KARACHI: Countrys oil import bill ballooned by 87 percent to $1.287 billion during the first month of current financial compared to $686.885 million in the same month of previous year.
Figures released by Federal Bureau of Statistics on Wednesday showed that import of manufactured petroleum products registered 135.62 percent growth to $752.618 million during the period under review against $319.417 million in the corresponding period of previous year.
Whereas crude petroleum oil import soared to $534.625 million during July of the current fiscal year, up by 45.50 percent against $367.438 million during the same period of last year.
Oil imports remained flat during the month of July over preceding month of June when $1.285 billion worth of oil products were imported.
According to analysts, major increase in the oil import has been caused by skyrocketing prices of petroleum products in international market. Oil prices declined in the recent days, but the impact of this decreasing trend could be seen in August oil imports.
International oil price plunged to $112 per barrel recently after touching $147 dollar per barrel mark during July. If the prices continue downward rally, the import bill may ease, they added.

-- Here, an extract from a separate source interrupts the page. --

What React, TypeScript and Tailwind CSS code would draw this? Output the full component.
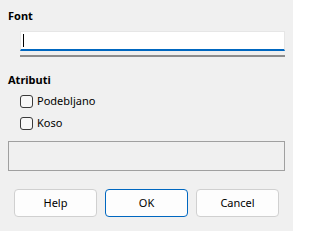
import React from "react";

export default function App() {
  return (
    <div
      className="w-[293px] h-[231px] bg-[#f0f0f0] text-[#000] overflow-hidden"
      style={{ fontFamily: '"Noto Sans", "Open Sans", sans-serif' }}
    >
      <div className="pt-[8px] pl-[8px] text-[11px] leading-[16px] font-bold">Font</div>
      <div className="ml-[20px] mt-[7px] w-[265px] h-[20px] bg-white border border-[#e6e6e6] border-b-[#0067c0] border-b-[2px] flex items-center pl-[2px]">
        <div className="w-[1px] h-[13px] bg-black" />
      </div>
      <div className="ml-[20px] mt-[4px] w-[265px] h-[2px] bg-[#8c8c8c]" />
      <div className="pt-[15px] pl-[8px] text-[11px] leading-[16px] font-bold">Atributi</div>
      <div className="pl-[20px] mt-[5px] flex flex-col gap-[6px]">
        <label className="flex items-center gap-[4px] h-[16px] text-[11px]">
          <span className="w-[13px] h-[13px] rounded-[3px] border border-[#3a3a3a] bg-[#f7f7f7]" />
          <span className="leading-[16px]">Podebljano</span>
        </label>
        <label className="flex items-center gap-[4px] h-[16px] text-[11px]">
          <span className="w-[13px] h-[13px] rounded-[3px] border border-[#3a3a3a] bg-[#f7f7f7]" />
          <span className="leading-[16px]">Koso</span>
        </label>
      </div>
      <div className="ml-[8px] mt-[10px] w-[277px] h-[30px] border border-[#a0a0a0]" />
      <div className="mt-[18px] pl-[14px] flex gap-[8px] text-[11px]">
        <button className="w-[83px] h-[28px] rounded-[4px] border border-[#d0d0d0] bg-[#fdfdfd]">Help</button>
        <button className="w-[83px] h-[28px] rounded-[4px] border border-[#0067c0] bg-[#fdfdfd]">OK</button>
        <button className="w-[83px] h-[28px] rounded-[4px] border border-[#d0d0d0] bg-[#fdfdfd]">Cancel</button>
      </div>
    </div>
  );
}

Apart from the price factor, the quantity of oil imports has also contributed in swelling import bill. During the period under review, quantity of oil products showed substantial growth because of growing needs, especially for electricity generation. The import bill of agriculture and other chemicals was up 37.57 percent to $599.153 million in July of current fiscal compared to $435.514 million in the corresponding period of last year. Within this group, 127 percent growth was seen in fertilizers, over five percent in plastic material and over 8 percent in medical products.

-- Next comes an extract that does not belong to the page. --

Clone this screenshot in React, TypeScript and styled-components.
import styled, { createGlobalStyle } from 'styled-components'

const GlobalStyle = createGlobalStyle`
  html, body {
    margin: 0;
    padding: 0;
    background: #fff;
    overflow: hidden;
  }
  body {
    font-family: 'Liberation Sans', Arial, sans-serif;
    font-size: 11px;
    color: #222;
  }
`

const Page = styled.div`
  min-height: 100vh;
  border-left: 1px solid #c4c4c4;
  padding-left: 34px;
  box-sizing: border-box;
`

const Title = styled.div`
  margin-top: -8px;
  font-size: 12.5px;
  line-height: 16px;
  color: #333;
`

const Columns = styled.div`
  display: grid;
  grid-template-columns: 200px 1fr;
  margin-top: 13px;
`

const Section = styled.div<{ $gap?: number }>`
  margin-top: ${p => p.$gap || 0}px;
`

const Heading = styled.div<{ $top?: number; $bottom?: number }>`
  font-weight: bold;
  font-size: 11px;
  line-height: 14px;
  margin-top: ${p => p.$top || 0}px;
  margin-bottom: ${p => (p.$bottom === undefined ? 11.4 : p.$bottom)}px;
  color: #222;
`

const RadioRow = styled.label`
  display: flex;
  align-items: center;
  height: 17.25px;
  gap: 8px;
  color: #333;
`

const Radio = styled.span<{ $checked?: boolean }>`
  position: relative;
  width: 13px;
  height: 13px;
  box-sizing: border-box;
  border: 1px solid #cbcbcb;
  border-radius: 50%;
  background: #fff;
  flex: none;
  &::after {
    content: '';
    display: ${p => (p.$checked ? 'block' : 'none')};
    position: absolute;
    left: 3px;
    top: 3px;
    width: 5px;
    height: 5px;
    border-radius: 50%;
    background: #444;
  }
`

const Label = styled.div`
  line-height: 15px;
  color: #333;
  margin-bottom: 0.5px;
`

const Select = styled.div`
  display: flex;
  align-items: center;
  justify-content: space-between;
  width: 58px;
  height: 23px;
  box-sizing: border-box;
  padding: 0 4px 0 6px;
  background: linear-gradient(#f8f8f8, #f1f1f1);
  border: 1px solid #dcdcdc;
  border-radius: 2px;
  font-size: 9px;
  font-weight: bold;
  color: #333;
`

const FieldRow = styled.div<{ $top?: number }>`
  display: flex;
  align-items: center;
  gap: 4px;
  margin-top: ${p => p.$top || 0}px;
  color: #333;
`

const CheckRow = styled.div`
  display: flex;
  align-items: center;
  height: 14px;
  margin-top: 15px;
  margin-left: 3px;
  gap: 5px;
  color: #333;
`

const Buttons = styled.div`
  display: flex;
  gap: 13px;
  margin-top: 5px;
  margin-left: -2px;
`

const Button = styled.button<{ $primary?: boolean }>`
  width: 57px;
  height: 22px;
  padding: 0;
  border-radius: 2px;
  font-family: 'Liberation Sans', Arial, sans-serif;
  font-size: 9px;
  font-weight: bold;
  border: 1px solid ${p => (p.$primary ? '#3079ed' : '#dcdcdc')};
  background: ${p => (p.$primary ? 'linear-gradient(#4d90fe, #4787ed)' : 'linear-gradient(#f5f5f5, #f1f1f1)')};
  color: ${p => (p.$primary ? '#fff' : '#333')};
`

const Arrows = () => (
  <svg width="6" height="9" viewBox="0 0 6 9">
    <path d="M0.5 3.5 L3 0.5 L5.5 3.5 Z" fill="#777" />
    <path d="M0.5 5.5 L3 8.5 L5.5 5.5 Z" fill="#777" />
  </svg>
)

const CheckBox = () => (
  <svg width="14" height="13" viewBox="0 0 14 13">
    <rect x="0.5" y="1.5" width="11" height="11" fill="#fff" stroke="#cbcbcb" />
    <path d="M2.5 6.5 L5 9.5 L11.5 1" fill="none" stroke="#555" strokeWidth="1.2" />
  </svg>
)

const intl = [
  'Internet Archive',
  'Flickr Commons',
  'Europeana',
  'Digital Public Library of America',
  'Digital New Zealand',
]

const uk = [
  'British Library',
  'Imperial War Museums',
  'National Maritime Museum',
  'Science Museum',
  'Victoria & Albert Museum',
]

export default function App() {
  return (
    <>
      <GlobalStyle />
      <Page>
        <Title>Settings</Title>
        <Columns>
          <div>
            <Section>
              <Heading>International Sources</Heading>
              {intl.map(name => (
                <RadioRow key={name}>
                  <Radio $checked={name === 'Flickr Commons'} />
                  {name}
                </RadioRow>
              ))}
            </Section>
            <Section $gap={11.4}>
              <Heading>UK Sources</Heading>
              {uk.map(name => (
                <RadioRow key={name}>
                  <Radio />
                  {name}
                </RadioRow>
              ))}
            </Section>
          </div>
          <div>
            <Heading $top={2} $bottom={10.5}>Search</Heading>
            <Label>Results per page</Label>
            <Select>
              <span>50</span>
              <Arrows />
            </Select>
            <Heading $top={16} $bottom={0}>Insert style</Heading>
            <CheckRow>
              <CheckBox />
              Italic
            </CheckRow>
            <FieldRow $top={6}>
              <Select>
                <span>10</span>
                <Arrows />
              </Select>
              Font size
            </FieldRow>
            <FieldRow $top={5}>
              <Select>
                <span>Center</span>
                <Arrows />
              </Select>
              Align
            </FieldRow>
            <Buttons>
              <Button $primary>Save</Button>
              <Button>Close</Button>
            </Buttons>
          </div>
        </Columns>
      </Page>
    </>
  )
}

Machinery is another major component in the import bill, as its import stood at $593.913 million in July of this fiscal, up by 11.10 percent from $534.567 million last year.
This growth in the import bill of machinery was due to over 48 percent growth in the import of power generation machinery, 55 percent growth in construction & mining machinery, 30 percent growth in electrical machinery & apparatus and 14 percent in other machinery. The import of office machinery was up by over two percent, however textile machinery down by 42 percent and the import of telecom and agriculture machinery down by 21 percent.

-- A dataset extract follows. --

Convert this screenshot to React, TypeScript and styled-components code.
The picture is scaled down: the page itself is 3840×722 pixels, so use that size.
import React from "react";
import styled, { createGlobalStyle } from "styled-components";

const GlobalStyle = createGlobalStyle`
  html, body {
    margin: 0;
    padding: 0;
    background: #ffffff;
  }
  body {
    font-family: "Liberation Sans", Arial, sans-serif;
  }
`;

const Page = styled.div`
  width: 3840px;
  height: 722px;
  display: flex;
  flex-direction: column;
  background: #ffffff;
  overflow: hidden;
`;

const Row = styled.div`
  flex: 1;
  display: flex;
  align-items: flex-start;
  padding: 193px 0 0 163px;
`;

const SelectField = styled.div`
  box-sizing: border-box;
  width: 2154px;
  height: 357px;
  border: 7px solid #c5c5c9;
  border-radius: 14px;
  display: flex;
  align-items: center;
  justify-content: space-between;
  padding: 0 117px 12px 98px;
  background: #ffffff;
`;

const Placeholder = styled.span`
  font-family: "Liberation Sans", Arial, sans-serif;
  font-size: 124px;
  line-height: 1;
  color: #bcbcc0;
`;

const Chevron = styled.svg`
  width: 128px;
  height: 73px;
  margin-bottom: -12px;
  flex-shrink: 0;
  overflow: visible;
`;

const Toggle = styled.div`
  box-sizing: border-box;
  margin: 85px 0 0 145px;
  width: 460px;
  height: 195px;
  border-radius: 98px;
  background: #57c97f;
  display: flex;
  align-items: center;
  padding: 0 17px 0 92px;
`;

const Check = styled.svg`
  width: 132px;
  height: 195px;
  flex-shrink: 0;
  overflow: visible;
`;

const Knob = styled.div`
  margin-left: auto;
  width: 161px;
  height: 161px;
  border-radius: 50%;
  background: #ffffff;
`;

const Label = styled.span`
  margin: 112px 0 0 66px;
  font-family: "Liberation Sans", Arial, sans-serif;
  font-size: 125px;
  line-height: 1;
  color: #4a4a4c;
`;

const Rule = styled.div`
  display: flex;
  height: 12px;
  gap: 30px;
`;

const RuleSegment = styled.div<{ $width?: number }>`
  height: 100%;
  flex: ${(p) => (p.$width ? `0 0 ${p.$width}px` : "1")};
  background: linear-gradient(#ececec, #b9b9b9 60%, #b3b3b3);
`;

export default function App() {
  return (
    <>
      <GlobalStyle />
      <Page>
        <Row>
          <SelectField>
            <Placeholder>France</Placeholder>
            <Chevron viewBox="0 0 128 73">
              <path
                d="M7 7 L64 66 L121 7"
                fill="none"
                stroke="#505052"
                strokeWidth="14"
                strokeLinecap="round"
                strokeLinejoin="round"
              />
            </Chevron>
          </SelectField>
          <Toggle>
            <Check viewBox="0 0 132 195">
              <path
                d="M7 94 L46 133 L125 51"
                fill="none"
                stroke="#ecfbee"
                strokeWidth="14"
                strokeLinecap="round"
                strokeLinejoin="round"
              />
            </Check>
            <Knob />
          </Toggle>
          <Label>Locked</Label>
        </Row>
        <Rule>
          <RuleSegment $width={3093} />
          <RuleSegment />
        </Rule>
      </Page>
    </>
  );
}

The import of food items surged to $239.088 million in the first month of current fiscal year as against $219.994 million during the same period of last year, showing a growth of over eight percent.
This growth was mainly due to import of wheat.
The import bill of transport was down by 9.95 percent to $106.206 million during the said period from $117.942 million in the same period of previous year.
The total import bill reached $3.549 billion during the first month of current financial year, reflecting a growth of over 37.92 percent to $2.573 billion in the corresponding period of last.